Villa Maria Cellar Selection Albariño 2020
Availability: 74 in stock
The aromas of this unique and charming wine are intriguing with a fresh scented array of lime, peach, apricot and honeysuckle characters. The palate features bright fruit and tangy acidity, leading the wine to a delicate and dry styled finish with excellent length.
What to expect in this Villa Maria Albariño:
A family owned New Zealand winery, founded in 1961 by its current owner and Managing Director, Sir George Fistonich. ‘Villa Maria’ is arguably the most well recognised and successful New Zealand winery around. George Fistonich established ‘Villa Maria’ in 1961 at just 21 years of age, after buying 5 acres of land from his father. In 1962 the world was first introduced to ‘Villa Maria’.
During the 60’s George worked on his own, to grow, harvest and bottle wine. Sourcing grapes from all over the Auckland region, George was making dry red and white wines. Over the years George’s team slowly grew, as he employed staff, he gained traction and his wines grew in popularity.
During the 1990s, ‘Villa Maria’ made the decision to introduce Stelvin screw cap closures across all ranges. ‘Villa Maria’ was the first major wine company in the world to declare the winery a “cork free zone”. George believes the consistency of wines under screwcap is one of the contributing factors to the company’s incredible success recently.
Today, they employ over 250 people and exports wine to over 50 countries worldwide. Villa Maria’s people have an unrelenting passion to produce quality wines. Realising that it takes more than just good winemaking to produce quality, a passion to succeed begins in the vineyard. Astute site selection by Villa Maria’s vineyard experts is followed by superior vineyard management and then complemented by expert winemaking. A strong focus on continually improving the vineyards is considered by ‘Villa Maria’ to be an incredibly important factor in quality winemaking.
Villa Maria’s wine portfolio is extensive, with all your favourites a part of the mix. From Sauvignon Blanc, to Syrah and Pinot Noir. An honourable mention is their Lightly Sparkling Sauvignon which embodies clean, fresh and exciting details!
For more information on Villa Maria and their wines, visit their website.

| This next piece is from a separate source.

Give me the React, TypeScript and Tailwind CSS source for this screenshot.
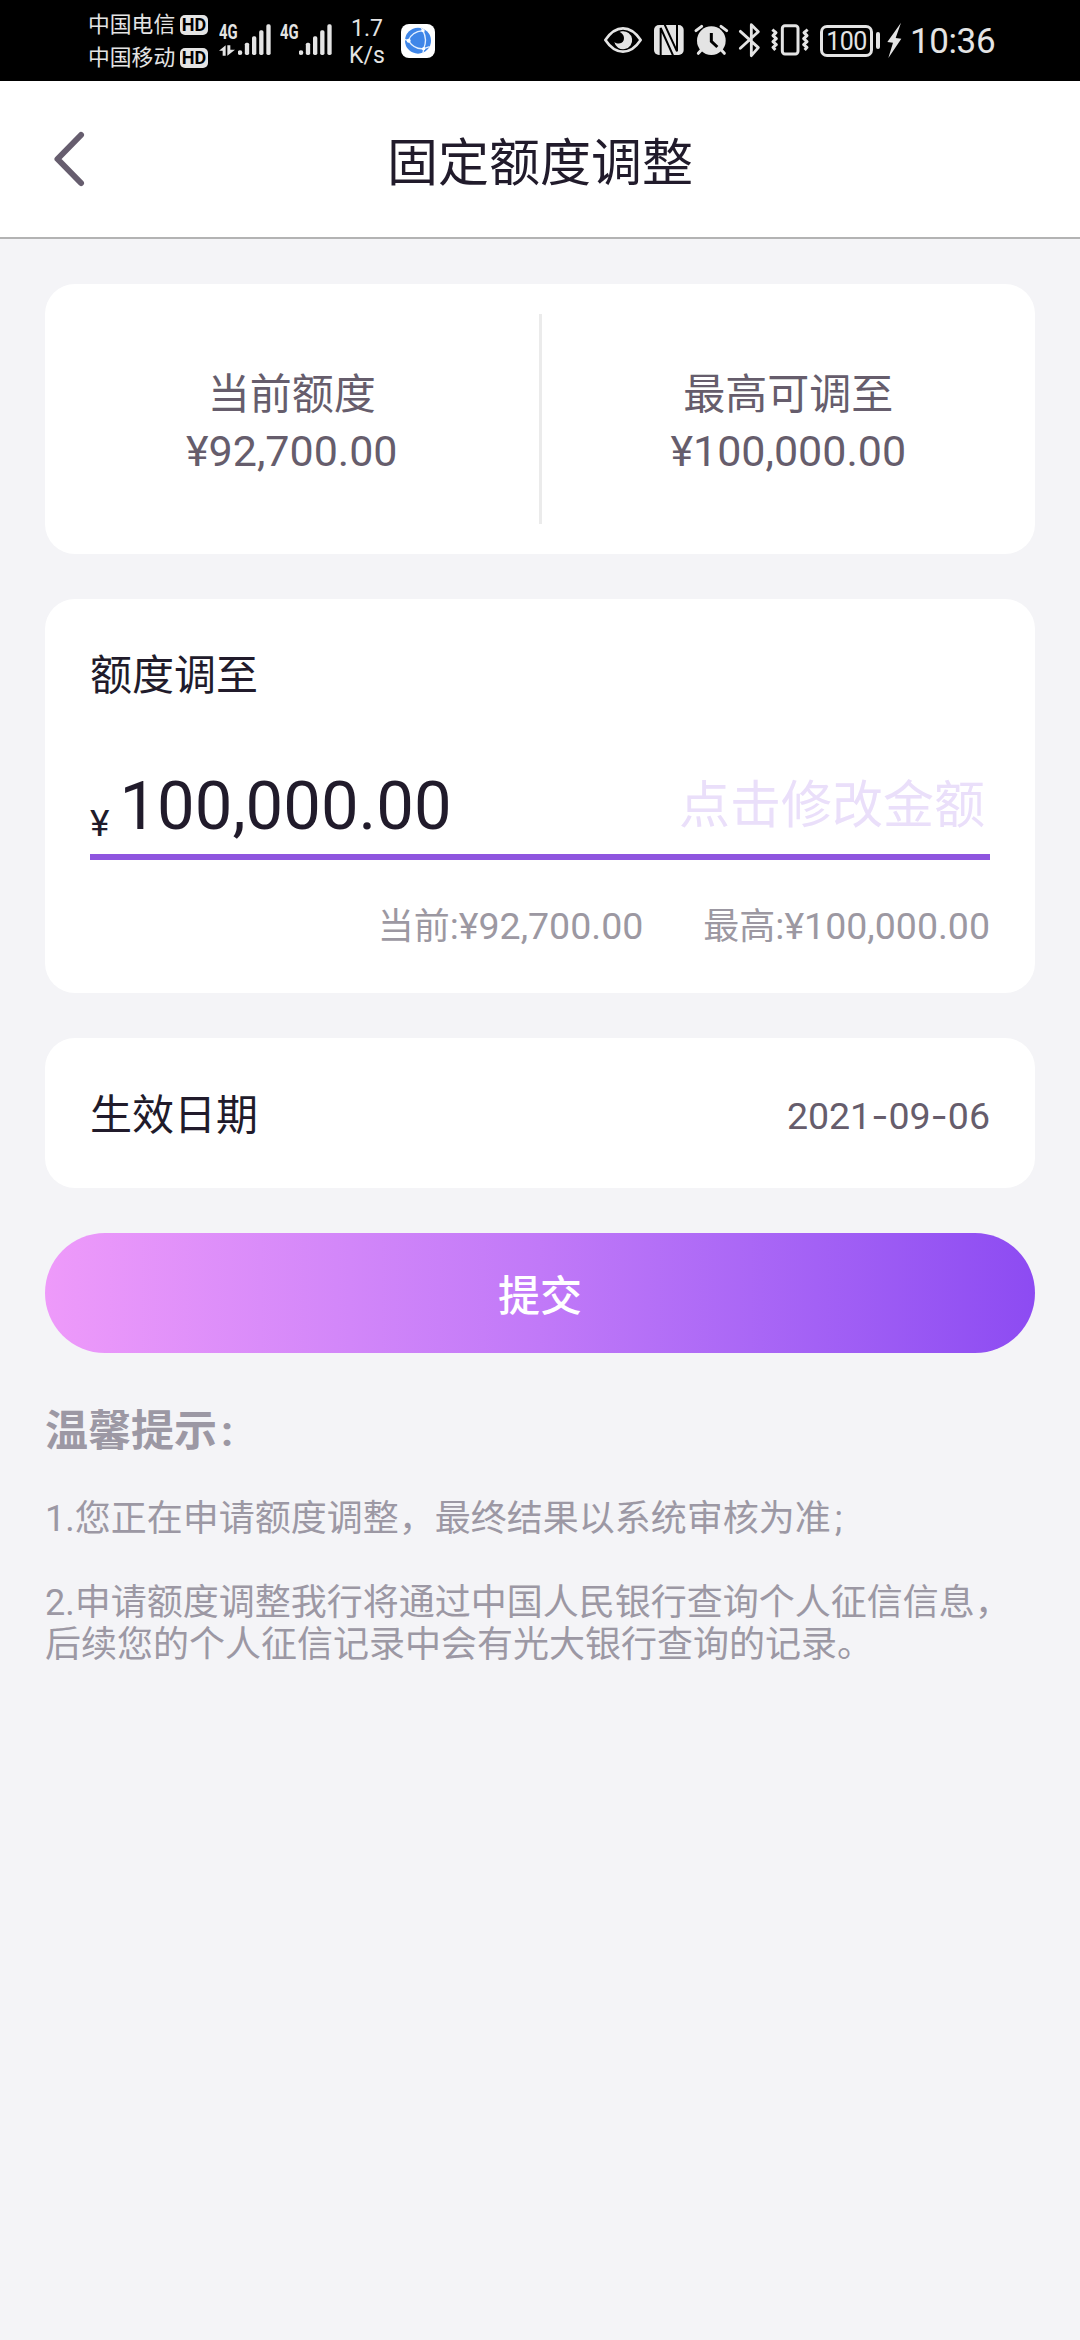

Often overlooked, Gisborne is a powerhouse for New Zealand wine, contributing to roughly a quarter of the nation’s output. Gisborne is not only blessed with being the first place in the world to see the light of a new day it also boasts a rich history such as being the first location in New Zealand that Captain James Cook set foot back in 1769. Over 80 years later in the 1850s, the first vines were planted in the region’s predominantly loam, silt, and clay soil. In the early 1980’s Gisborne weathered the phylloxera outbreak New Zealand experienced, managing to damage via a mass of replanting. The region’s soil favours aromatic varietals such as Chardonnay and Gewürztraminer, complemented by the regions remote easterly location and long sunshine hours making ‘Gizzy’ a favourite
Gisborne is comprised of three subregions; Patutahi, Manutuke and Ormond. Each region is quite distinctive from the others; Patutahu is notably warmer because of its geographic location, being further inland, the region retains more of the day’s warmth and experiences relatively low rainfall and great drainage due to the sloping terrain and soils with heavy clay content. Manutuke is more coastal, its sandy silt-soils (with the heavier complex Kaitai clay in the hills to the west) still benefit from fantastic drainage making it well suited for Chardonnay. Ormond sits further north of the town. The slopes with high clay content and sandy topsoils made the subregion the top candidate for Gisborne’s first commercial planting, as well as set the stage for the production of the regions top Chardonnays.
The hills surrounding Ormond provide such effective shelter from the elements the Chardonnay ripens up to 6 weeks before their southern counterparts, however, the hills don’t always act in favour on the grapes. If conditions are particularly wet, vintners may experience problems with keeping the crop free of rot or disease.